The money is to offset costs that could come in immediately.
Butler gave the example that someone might be on asthma medicine and go in to fill their prescription that usually costs them $30, but with the HSA instead of the traditional insurance, that cost could be as much as $430, in theory. With the seed money, they can absorb that cost. The employee can then put the money he or she would have paid biweekly for the traditional insurance, minus the 10 percent of the new premium, into the account.
In addition, the city will pay 40 percent as a waiver if the employee's spouse has insurance elsewhere so that the city employee can be on the spouse's insurance.
The point was raised that an employee could get the lump sum, which is supposed to last all year, and then quit their job, and that money would be lost to the city, and both Butler and Hatter said that they realize that is a risk, but it is one they are willing to take at this time.
"We have to educate the people as to what this is," said Butler. "We don't want people to leave. But we want the changeover to be as painless as possible."
Hatter said that with the excessive rate hikes every year, and the uncertainty of what will happen with health care in the federal and state governments, coupled with the rising medical costs, it only makes sense to institute this program that they believe will ultimately be more successful than traditional insurance.
Fire Chief Steve Schewe was one of the original HSA holders and he said that he was very happy with it.
Butler said if the city would maintain a traditional insurance policy, the city's net cost would be $204,759.70. With the HSA plan, and the employee picking up 10 percent of the cost of the new premiums, the city's net cost would be approximately $205,000, so the two plans are only about $500 apart.
Jeff Bethell was named public works director. Tim Maloney, the previous director, retired. The city will move quickly to fill Bethell's previous role within the department.

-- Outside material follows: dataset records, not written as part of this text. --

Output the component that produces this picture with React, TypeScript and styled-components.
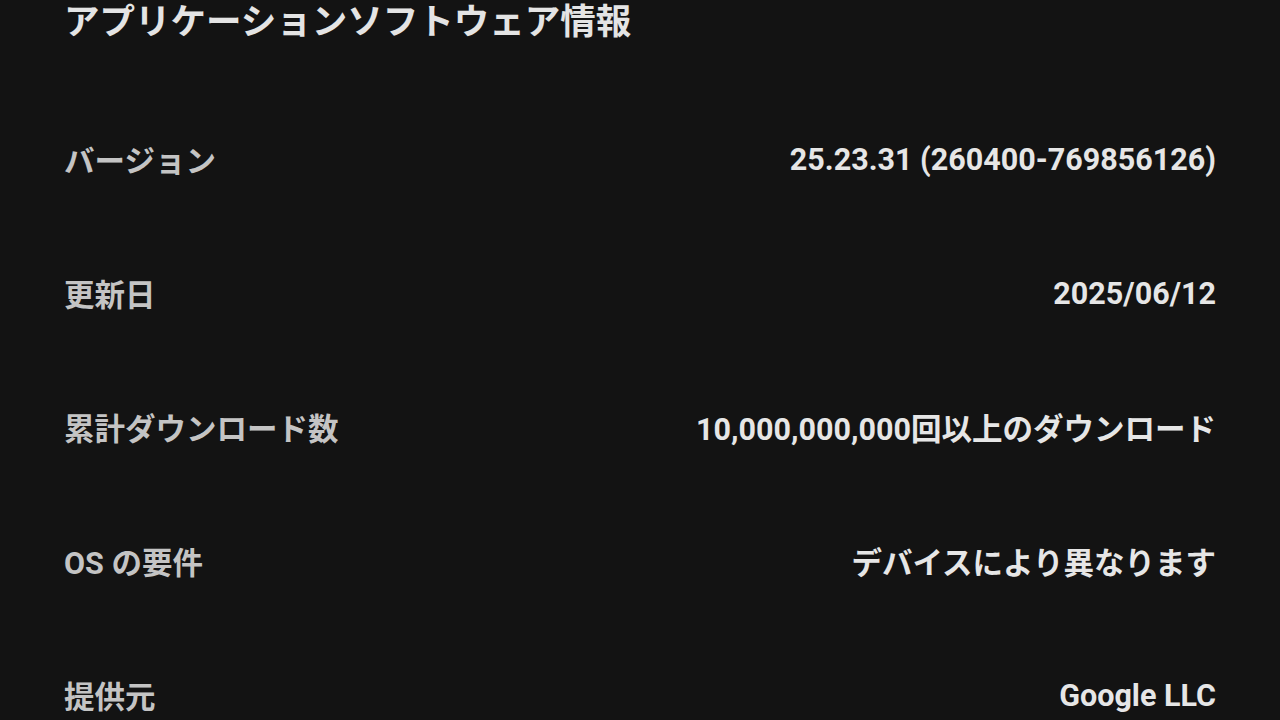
import * as React from "react";
import styled, { createGlobalStyle } from "styled-components";

const GlobalStyle = createGlobalStyle`
  html, body {
    margin: 0;
    padding: 0;
    background: #131313;
  }
  body {
    font-family: Roboto, "Noto Sans CJK JP", sans-serif;
    -webkit-font-smoothing: antialiased;
  }
`;

const Page = styled.div`
  width: 1280px;
  height: 720px;
  overflow: hidden;
  background: #131313;
  padding: 0 64px;
  box-sizing: border-box;
`;

const Title = styled.h1`
  margin: 0;
  height: 46px;
  line-height: 46px;
  margin-top: -1px;
  font-size: 35.5px;
  font-weight: 700;
  color: #e4e4e4;
  white-space: nowrap;
`;

const List = styled.dl`
  margin: 0;
  padding-top: 64px;
  display: grid;
  grid-auto-rows: 100px;
  row-gap: 34px;
`;

const Row = styled.div`
  display: flex;
  align-items: center;
  justify-content: space-between;
`;

const Label = styled.dt`
  font-size: 30.5px;
  font-weight: 700;
  color: #c4c4c4;
`;

const Value = styled.dd`
  margin: 0;
  font-size: 30.5px;
  font-weight: 700;
  color: #e6e6e6;
  text-align: right;
`;

const rows = [
  ["バージョン", "25.23.31 (260400-769856126)"],
  ["更新日", "2025/06/12"],
  ["累計ダウンロード数", "10,000,000,000回以上のダウンロード"],
  ["OS の要件", "デバイスにより異なります"],
  ["提供元", "Google LLC"],
];

const App: React.FC = () => {
  return (
    <Page>
      <GlobalStyle />
      <Title>アプリケーションソフトウェア情報</Title>
      <List>
        {rows.map(([label, value]) => (
          <Row key={label}>
            <Label>{label}</Label>
            <Value>{value}</Value>
          </Row>
        ))}
      </List>
    </Page>
  );
};

export default App;
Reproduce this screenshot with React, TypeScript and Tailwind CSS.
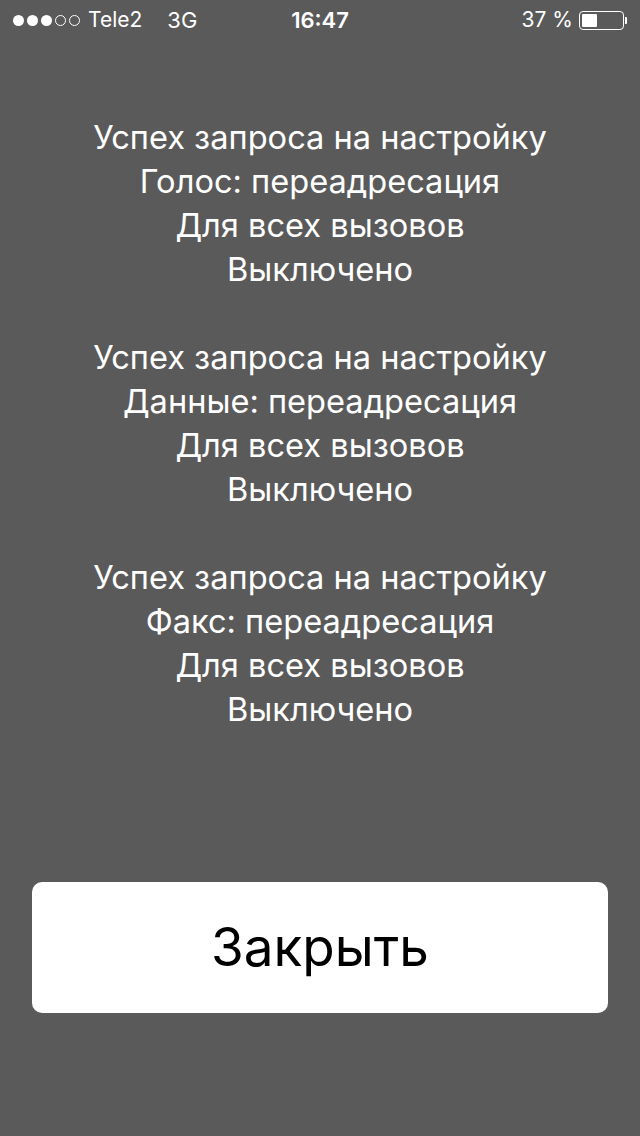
import React from 'react'

const blocks = [
  ['Успех запроса на настройку', 'Голос: переадресация', 'Для всех вызовов', 'Выключено'],
  ['Успех запроса на настройку', 'Данные: переадресация', 'Для всех вызовов', 'Выключено'],
  ['Успех запроса на настройку', 'Факс: переадресация', 'Для всех вызовов', 'Выключено'],
]

function StatusBar() {
  return (
    <div className="relative flex h-[40px] items-center px-[13px] text-[21px] text-white">
      <div className="flex items-center gap-[3px]">
        {[0, 1, 2, 3, 4].map((i) => (
          <span
            key={i}
            className={
              i < 3
                ? 'h-[11px] w-[11px] rounded-full bg-white'
                : 'h-[11px] w-[11px] rounded-full border border-white'
            }
          />
        ))}
      </div>
      <span className="ml-[8px]">Tele2</span>
      <span className="ml-[25px] text-[22px]">3G</span>
      <span className="absolute left-1/2 -translate-x-1/2 text-[22px] font-semibold">16:47</span>
      <div className="ml-auto flex items-center">
        <span>37 %</span>
        <div className="ml-[6px] flex items-center">
          <div className="flex h-[19px] w-[45px] items-center rounded-[4px] border border-white p-[2px]">
            <div className="h-full w-[15px] rounded-[1px] bg-white" />
          </div>
          <div className="ml-[1px] h-[7px] w-[2px] rounded-r-[1px] bg-white" />
        </div>
      </div>
    </div>
  )
}

export default function App() {
  return (
    <div
      className="flex h-[1136px] w-[640px] flex-col bg-[#5a5a5a]"
      style={{ fontFamily: 'Inter, "Noto Sans", sans-serif' }}
    >
      <StatusBar />
      <div className="mt-[75px] flex flex-col items-center text-center text-[32.6px] leading-[44px] text-white">
        {blocks.map((b, i) => (
          <div key={i} className={i > 0 ? 'mt-[44px]' : ''}>
            {b.map((line, j) => (
              <div key={j}>{line}</div>
            ))}
          </div>
        ))}
      </div>
      <div className="mt-auto mb-[123px] px-[32px]">
        <button className="flex h-[131px] w-full items-center justify-center rounded-[10px] bg-white text-[53px] text-black">
          Закрыть
        </button>
      </div>
    </div>
  )
}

Patricia Wilsey was appointed as a part-time assistant city clerk. Wednesday's meeting was the last official meeting where Joyce Woods will be the city clerk, as she will retire at the end of the year. Susan Ellis, the former assistant city clerk, will become the city clerk.
Mayor Hatter talked about the replacement of the sign in front of the city building.
"We have been a city for 75 years, and doom has not come because we didn't have a digital sign," Hatter said jokingly. "But now I think it would be a substantial benefit to the city."
Butler sent out a request for proposals (RFP), and received about a half dozen bids. Wilson Signs was the low bidder, at a cost of $29,800, and council voted to award the contract.